Web page code records:
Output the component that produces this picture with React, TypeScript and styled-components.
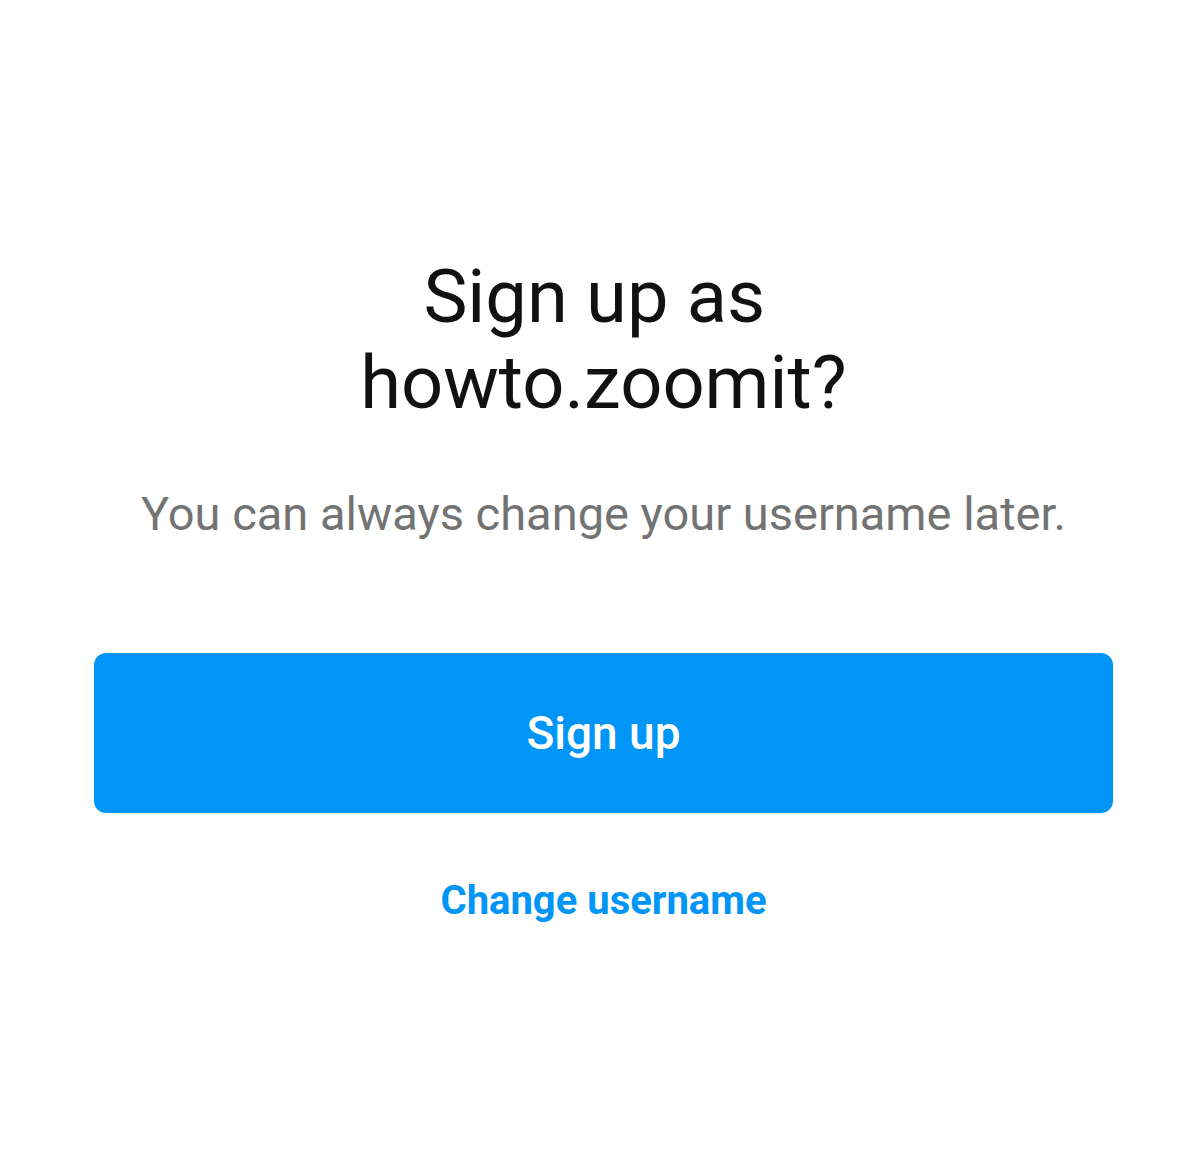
import React from "react";
import styled, { createGlobalStyle } from "styled-components";

const GlobalStyle = createGlobalStyle`
  html, body {
    margin: 0;
    padding: 0;
    background: #ffffff;
  }
  body {
    font-family: Roboto, "Liberation Sans", Arial, sans-serif;
  }
`;

const Screen = styled.div`
  width: 1200px;
  height: 1176px;
  box-sizing: border-box;
  padding: 254px 87px 0 94px;
  display: flex;
  flex-direction: column;
  align-items: center;
  background: #fff;
`;

// wraps naturally; the kept trailing space nudges line one left, as on the device
const Title = styled.h1`
  margin: 0;
  max-width: 520px;
  font-size: 74px;
  line-height: 86px;
  font-weight: 400;
  color: #111;
  text-align: center;
  white-space: break-spaces;
`;

const Subtitle = styled.p`
  margin: 61px 0 0;
  font-size: 47px;
  line-height: 53px;
  color: #737373;
  text-align: center;
`;

const PrimaryButton = styled.button`
  margin-top: 113px;
  width: 100%;
  height: 160px;
  border: none;
  border-radius: 12px;
  background: #0095f6;
  color: #fff;
  font-family: inherit;
  font-size: 46px;
  font-weight: 500;
  display: flex;
  align-items: center;
  justify-content: center;
  cursor: pointer;
`;

const LinkButton = styled.button`
  margin-top: 64px;
  padding: 0;
  border: none;
  background: none;
  color: #0095f6;
  font-family: inherit;
  font-size: 40px;
  line-height: 47px;
  font-weight: 700;
  cursor: pointer;
`;

const App = () => {
  const username = "howto.zoomit";

  return (
    <>
      <GlobalStyle />
      <Screen>
        <Title>Sign up as {username}?</Title>
        <Subtitle>You can always change your username later.</Subtitle>
        <PrimaryButton>Sign up</PrimaryButton>
        <LinkButton>Change username</LinkButton>
      </Screen>
    </>
  );
};

export default App;
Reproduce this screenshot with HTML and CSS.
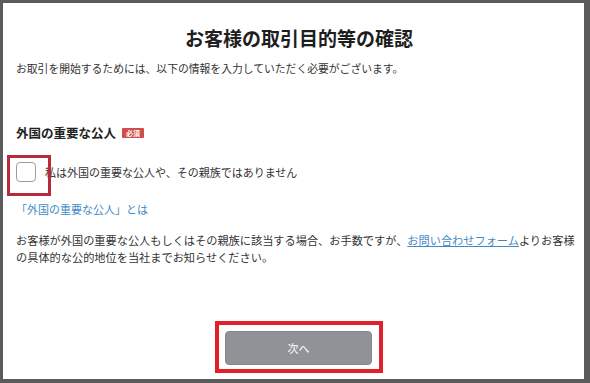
FILE: index.html
```html
<!DOCTYPE html>
<html lang="ja">
<head>
  <meta charset="UTF-8" />
  <meta name="viewport" content="width=device-width, initial-scale=1.0">
  <title>お客様の取引目的等の確認</title>
  <link rel="stylesheet" href="styles.css">
</head>
<body>

  <div class="page">
    <h1>お客様の取引目的等の確認</h1>
    <p class="lead">お取引を開始するためには、以下の情報を入力していただく必要がございます。</p>

    <div class="field-title">
      外国の重要な公人 <span class="badge">必須</span>
    </div>

    <label class="check-row">
      <span class="check-wrap">
        <input type="checkbox" class="check">
        <span class="mark"></span>
      </span>
      <span class="check-text">私は外国の重要な公人や、その親族ではありません</span>
    </label>

    <a class="help-link" href="#">「外国の重要な公人」とは</a>

    <p class="note">お客様が外国の重要な公人もしくはその親族に該当する場合、お手数ですが、<a href="#">お問い合わせフォーム</a>よりお客様<br>の具体的な公的地位を当社までお知らせください。</p>

    <div class="actions">
      <div class="highlight">
        <button type="button" class="next">次へ</button>
      </div>
    </div>
  </div>

</body>
</html>
```

FILE: styles.css
```css
* {
  box-sizing: border-box;
}
body {
  margin: 0;
  background: #5b5b5b;
  font-family: "Noto Sans CJK JP", "Noto Sans", sans-serif;
  color: #222;
}

.page {
  margin: 3px 6px 4px 3px;
  height: 376px;
  background: #fff;
  padding: 22px 2px 0 13px;
  display: flex;
  flex-direction: column;
}

h1 {
  margin: 0;
  font-size: 19px;
  line-height: 26px;
  font-weight: bold;
  text-align: center;
  color: #1e1e1e;
}

.lead {
  margin: 9px 0 0;
  font-size: 10.8px;
  line-height: 16px;
  color: #333;
}

.field-title {
  margin-top: 48px;
  font-size: 12.5px;
  line-height: 18px;
  font-weight: bold;
  display: flex;
  align-items: center;
  gap: 6px;
}

.badge {
  background: #d04e4a;
  color: #fff;
  font-size: 7px;
  line-height: 10px;
  padding: 0 4px;
  border-radius: 1px;
  font-weight: bold;
}

.check-row {
  margin-top: 20px;
  display: flex;
  align-items: center;
  gap: 9px;
  font-size: 11px;
  line-height: 16px;
  color: #333;
}

.check-wrap {
  position: relative;
  width: 20px;
  height: 20px;
  flex-shrink: 0;
}
.check {
  display: none;
}
.mark {
  display: block;
  width: 20px;
  height: 20px;
  border: 1px solid #9c9c9c;
  border-radius: 4px;
  background: #fff;
}
/* annotation frame over the checkbox */
.check-wrap::after {
  content: "";
  position: absolute;
  left: -9px;
  top: -7px;
  width: 38px;
  height: 35px;
  border: 3px solid #b52b3a;
}

.help-link {
  margin-top: 19px;
  font-size: 11px;
  line-height: 16px;
  color: #3f8ac6;
  text-decoration: none;
}

.note {
  margin: 15px 0 0;
  font-size: 11.2px;
  line-height: 17px;
  color: #333;
}
.note a {
  color: #3f8ac6;
  text-decoration: underline;
}

.actions {
  margin-top: 55px;
  display: flex;
  justify-content: center;
}

.highlight {
  border: 4px solid #e3202a;
  padding: 6px 7px 4px 6px;
}

.next {
  width: 147px;
  height: 34px;
  background: #8f9297;
  border: 1px solid #85888d;
  border-radius: 4px;
  color: #fff;
  font-family: inherit;
  font-size: 11px;
  display: block;
}
```
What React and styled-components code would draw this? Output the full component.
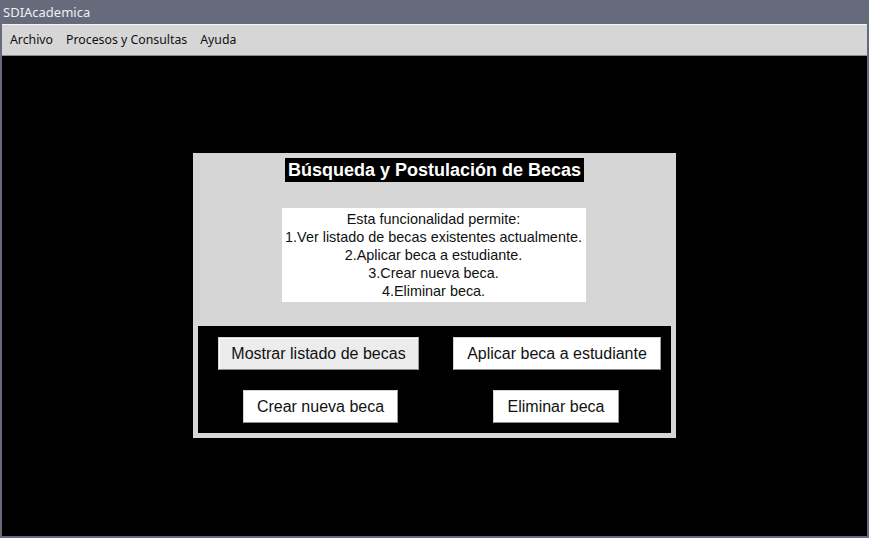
import React from "react";
import styled, { createGlobalStyle } from "styled-components";

const Global = createGlobalStyle`
  html, body { margin: 0; padding: 0; background: #656b7b; }
  body { width: 869px; height: 538px; overflow: hidden; }
  #root { width: 869px; height: 538px; }
`;

const Window = styled.div`
  width: 869px;
  height: 538px;
  display: flex;
  flex-direction: column;
  background: #656b7b;
  box-sizing: border-box;
`;

const TitleBar = styled.div`
  height: 24px;
  flex: none;
  display: flex;
  align-items: center;
  padding-left: 3px;
  font-family: "Noto Sans", "Open Sans", sans-serif;
  font-size: 13px;
  color: #eef0f4;
`;

const Frame = styled.div`
  flex: 1;
  display: flex;
  flex-direction: column;
  margin: 0 2px 2px 2px;
  min-height: 0;
`;

const MenuBar = styled.div`
  height: 32px;
  flex: none;
  box-sizing: border-box;
  display: flex;
  align-items: center;
  gap: 13px;
  padding: 0 0 1px 8px;
  background: #d6d6d6;
  border-top: 1px solid #f4f4f4;
  border-bottom: 1px solid #8d8d8d;
  font-family: "Noto Sans", "Open Sans", sans-serif;
  font-size: 12.3px;
  color: #111;
`;

const MenuItem = styled.span``;

const Desktop = styled.div`
  flex: 1;
  background: #000;
  display: flex;
  align-items: center;
  justify-content: center;
  padding-bottom: 1px;
`;

const Panel = styled.div`
  width: 483px;
  height: 285px;
  box-sizing: border-box;
  background: #d6d6d6;
  display: flex;
  flex-direction: column;
  align-items: center;
  padding: 5px;
`;

const Heading = styled.div`
  background: #000;
  color: #fff;
  font-family: "Liberation Sans", Arial, sans-serif;
  font-weight: bold;
  font-size: 18px;
  height: 24px;
  line-height: 24px;
  padding: 0 3px;
`;

const Description = styled.div`
  margin-top: 26px;
  margin-right: 2px;
  width: 304px;
  height: 94px;
  box-sizing: border-box;
  background: #fff;
  padding: 2px 0;
  text-align: center;
  font-family: "Liberation Sans", Arial, sans-serif;
  font-size: 14.4px;
  line-height: 18px;
  color: #111;
  white-space: nowrap;
`;

const Line = styled.div``;

const ButtonArea = styled.div`
  margin-top: auto;
  align-self: stretch;
  height: 107px;
  box-sizing: border-box;
  background: #000;
  display: grid;
  grid-template-columns: 243px 1fr;
  grid-template-rows: 33px 33px;
  row-gap: 20px;
  padding-top: 11px;
  justify-items: center;
`;

const Button = styled.button`
  height: 33px;
  box-sizing: border-box;
  width: ${(p) => p.$w}px;
  margin-left: ${(p) => p.$shift || 0}px;
  background: ${(p) => (p.$focused ? "#ececec" : "#ffffff")};
  border: 1px solid;
  border-color: #d4d4d4 #9a9a9a #8a8a8a #d4d4d4;
  box-shadow: inset 1px 1px 0 #ffffff;
  font-family: "Liberation Sans", Arial, sans-serif;
  font-size: 16px;
  color: #111;
  padding: 0;
  cursor: pointer;
`;

export default function App() {
  return (
    <>
      <Global />
      <Window>
        <TitleBar>SDIAcademica</TitleBar>
        <Frame>
          <MenuBar>
            <MenuItem>Archivo</MenuItem>
            <MenuItem>Procesos y Consultas</MenuItem>
            <MenuItem>Ayuda</MenuItem>
          </MenuBar>
          <Desktop>
            <Panel>
              <Heading>Búsqueda y Postulación de Becas</Heading>
              <Description>
                <Line>Esta funcionalidad permite:</Line>
                <Line>1.Ver listado de becas existentes actualmente.</Line>
                <Line>2.Aplicar beca a estudiante.</Line>
                <Line>3.Crear nueva beca.</Line>
                <Line>4.Eliminar beca.</Line>
              </Description>
              <ButtonArea>
                <Button $w={201} $shift={-2} $focused>Mostrar listado de becas</Button>
                <Button $w={208} $shift={2}>Aplicar beca a estudiante</Button>
                <Button $w={155} $shift={2}>Crear nueva beca</Button>
                <Button $w={126}>Eliminar beca</Button>
              </ButtonArea>
            </Panel>
          </Desktop>
        </Frame>
      </Window>
    </>
  );
}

*Direction:* From the first line above through the line containing "export default App;", copy everything exactly, without the pictures.

*Final result:*
Output the component that produces this picture with React, TypeScript and styled-components.
import React from "react";
import styled, { createGlobalStyle } from "styled-components";

const GlobalStyle = createGlobalStyle`
  html, body {
    margin: 0;
    padding: 0;
    background: #ffffff;
  }
  body {
    font-family: Roboto, "Liberation Sans", Arial, sans-serif;
  }
`;

const Screen = styled.div`
  width: 1200px;
  height: 1176px;
  box-sizing: border-box;
  padding: 254px 87px 0 94px;
  display: flex;
  flex-direction: column;
  align-items: center;
  background: #fff;
`;

// wraps naturally; the kept trailing space nudges line one left, as on the device
const Title = styled.h1`
  margin: 0;
  max-width: 520px;
  font-size: 74px;
  line-height: 86px;
  font-weight: 400;
  color: #111;
  text-align: center;
  white-space: break-spaces;
`;

const Subtitle = styled.p`
  margin: 61px 0 0;
  font-size: 47px;
  line-height: 53px;
  color: #737373;
  text-align: center;
`;

const PrimaryButton = styled.button`
  margin-top: 113px;
  width: 100%;
  height: 160px;
  border: none;
  border-radius: 12px;
  background: #0095f6;
  color: #fff;
  font-family: inherit;
  font-size: 46px;
  font-weight: 500;
  display: flex;
  align-items: center;
  justify-content: center;
  cursor: pointer;
`;

const LinkButton = styled.button`
  margin-top: 64px;
  padding: 0;
  border: none;
  background: none;
  color: #0095f6;
  font-family: inherit;
  font-size: 40px;
  line-height: 47px;
  font-weight: 700;
  cursor: pointer;
`;

const App = () => {
  const username = "howto.zoomit";

  return (
    <>
      <GlobalStyle />
      <Screen>
        <Title>Sign up as {username}?</Title>
        <Subtitle>You can always change your username later.</Subtitle>
        <PrimaryButton>Sign up</PrimaryButton>
        <LinkButton>Change username</LinkButton>
      </Screen>
    </>
  );
};

export default App;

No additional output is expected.